- In 1999, then Texas Tech Chancellor John T. Montford shared his vision of a full fledged four-year medical school in El Paso. The El Paso delegation joined forces to gain legislative support and convince the Texas Medical Association and the Texas Higher Education Coordinating Board that it was time to change their formal position opposing any new medical schools being built in Texas.
- In 2001, the 77th Texas Legislature gave Texas Tech University Health Sciences Center the green light for the El Paso School of Medicine, the first four-year medical school on our United States border with Mexico. They appropriated $40 million in Tuition Revenue Bonds for the first research facility, Medical Sciences Building I.

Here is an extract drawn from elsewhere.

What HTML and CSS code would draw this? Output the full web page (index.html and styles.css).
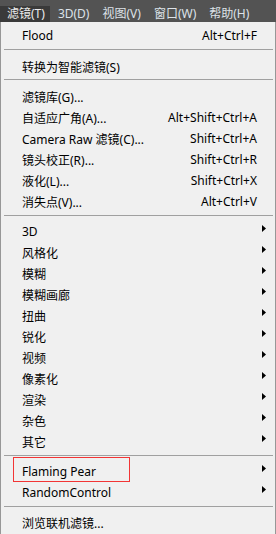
FILE: index.html
```html
<!DOCTYPE html>
<html>
<head>
<meta charset="utf-8">
<link rel="stylesheet" href="styles.css">
</head>
<body>
<div class="menubar">
  <div class="mb-item active">滤镜(T)</div>
  <div class="mb-item">3D(D)</div>
  <div class="mb-item">视图(V)</div>
  <div class="mb-item">窗口(W)</div>
  <div class="mb-item">帮助(H)</div>
</div>
<div class="menu">
  <div class="row"><span class="label">Flood</span><span class="shortcut">Alt+Ctrl+F</span></div>
  <div class="sep tall"></div>
  <div class="row"><span class="label">转换为智能滤镜(S)</span></div>
  <div class="sep tight"></div>
  <div class="row"><span class="label">滤镜库(G)...</span></div>
  <div class="row"><span class="label">自适应广角(A)...</span><span class="shortcut">Alt+Shift+Ctrl+A</span></div>
  <div class="row"><span class="label">Camera Raw 滤镜(C)...</span><span class="shortcut">Shift+Ctrl+A</span></div>
  <div class="row"><span class="label">镜头校正(R)...</span><span class="shortcut">Shift+Ctrl+R</span></div>
  <div class="row"><span class="label">液化(L)...</span><span class="shortcut">Shift+Ctrl+X</span></div>
  <div class="row"><span class="label">消失点(V)...</span><span class="shortcut">Alt+Ctrl+V</span></div>
  <div class="sep"></div>
  <div class="row"><span class="label">3D</span><svg class="arrow" width="4" height="7" viewBox="0 0 4 7"><polygon points="0,0 4,3.5 0,7" /></svg></div>
  <div class="row"><span class="label">风格化</span><svg class="arrow" width="4" height="7" viewBox="0 0 4 7"><polygon points="0,0 4,3.5 0,7" /></svg></div>
  <div class="row"><span class="label">模糊</span><svg class="arrow" width="4" height="7" viewBox="0 0 4 7"><polygon points="0,0 4,3.5 0,7" /></svg></div>
  <div class="row"><span class="label">模糊画廊</span><svg class="arrow" width="4" height="7" viewBox="0 0 4 7"><polygon points="0,0 4,3.5 0,7" /></svg></div>
  <div class="row"><span class="label">扭曲</span><svg class="arrow" width="4" height="7" viewBox="0 0 4 7"><polygon points="0,0 4,3.5 0,7" /></svg></div>
  <div class="row"><span class="label">锐化</span><svg class="arrow" width="4" height="7" viewBox="0 0 4 7"><polygon points="0,0 4,3.5 0,7" /></svg></div>
  <div class="row"><span class="label">视频</span><svg class="arrow" width="4" height="7" viewBox="0 0 4 7"><polygon points="0,0 4,3.5 0,7" /></svg></div>
  <div class="row"><span class="label">像素化</span><svg class="arrow" width="4" height="7" viewBox="0 0 4 7"><polygon points="0,0 4,3.5 0,7" /></svg></div>
  <div class="row"><span class="label">渲染</span><svg class="arrow" width="4" height="7" viewBox="0 0 4 7"><polygon points="0,0 4,3.5 0,7" /></svg></div>
  <div class="row"><span class="label">杂色</span><svg class="arrow" width="4" height="7" viewBox="0 0 4 7"><polygon points="0,0 4,3.5 0,7" /></svg></div>
  <div class="row"><span class="label">其它</span><svg class="arrow" width="4" height="7" viewBox="0 0 4 7"><polygon points="0,0 4,3.5 0,7" /></svg></div>
  <div class="sep"></div>
  <div class="row marked"><span class="label">Flaming Pear</span><svg class="arrow" width="4" height="7" viewBox="0 0 4 7"><polygon points="0,0 4,3.5 0,7" /></svg><span class="mark-box"></span></div>
  <div class="row"><span class="label">RandomControl</span><svg class="arrow" width="4" height="7" viewBox="0 0 4 7"><polygon points="0,0 4,3.5 0,7" /></svg></div>
  <div class="sep"></div>
  <div class="row"><span class="label">浏览联机滤镜...</span></div>
</div>
</body>
</html>
```

FILE: styles.css
```css
html, body {
  margin: 0;
  padding: 0;
}
body {
  width: 276px;
  height: 534px;
  overflow: hidden;
  background: #f0f0f0;
  font-family: "Noto Sans", "Noto Sans CJK SC", sans-serif;
  font-size: 12px;
  color: #000;
}
.menubar {
  height: 22px;
  background: #535353;
  display: flex;
  align-items: flex-end;
}
.mb-item {
  height: 16px;
  line-height: 16px;
  padding: 0 5px 0 7px;
  margin-right: 1px;
  color: #dde2e8;
  white-space: nowrap;
}
.mb-item.active {
  background: #3a3a3a;
  color: #ececec;
}
.menu {
  height: 512px;
  border-left: 1px solid #979797;
  border-right: 1px solid #979797;
  padding-top: 3px;
  box-sizing: border-box;
}
.row {
  position: relative;
  display: flex;
  align-items: center;
  height: 21px;
  padding-left: 21px;
  padding-right: 9px;
  white-space: nowrap;
}
.label {
  flex: 1;
}
.shortcut {
  margin-right: 9px;
}
.arrow {
  display: block;
  fill: #000;
  margin-top: -7px;
}
.sep {
  height: 9px;
  padding: 3px 2px 0 3px;
  box-sizing: border-box;
}
.sep.tall {
  height: 10px;
}
.sep.tight {
  padding-top: 2px;
}
.sep::before {
  content: "";
  display: block;
  border-top: 1px solid #a0a0a0;
}
.mark-box {
  position: absolute;
  left: 12px;
  top: -4px;
  width: 117px;
  height: 25px;
  box-sizing: border-box;
  border: 1px solid #f23535;
  pointer-events: none;
}
```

- In 2003, the 78th Texas Legislature passed HB 28, Article 10 authorizing Texas Tech to proceed. Governor Rick Perry visited the El Paso campus to commemorate this with a signing ceremony, at which time he announced an additional $2 million for medical school planning activities. Groundbreaking heralded the construction of Medical Sciences Building I.
- In 2005, the 79th Texas Legislature appropriated the funds to service the debt generated by the Tuition Revenue Bonds. Groundbreaking for the Medical Education Building, the second of three buildings on the new campus, was held. Simultaneously, the Infinity Campaign was launched in the El Paso community with a $25 million goal. El Paso has shown that it believes in the medical school by raising approximately $20 million of that goal.
- In 2007, the 80th Texas Legislature can insure that we are able to recruit top tier doctors, researchers, and basic scientists. The buildings will soon be complete. The El Paso Curriculum, a state-of-the-art model for medical schools is being developed. We must train, and retrain, doctors to alleviate the severe physician shortage in our border community.
- In 2009, our goal is to seat the first full four-year class of the El Paso School of Medicine.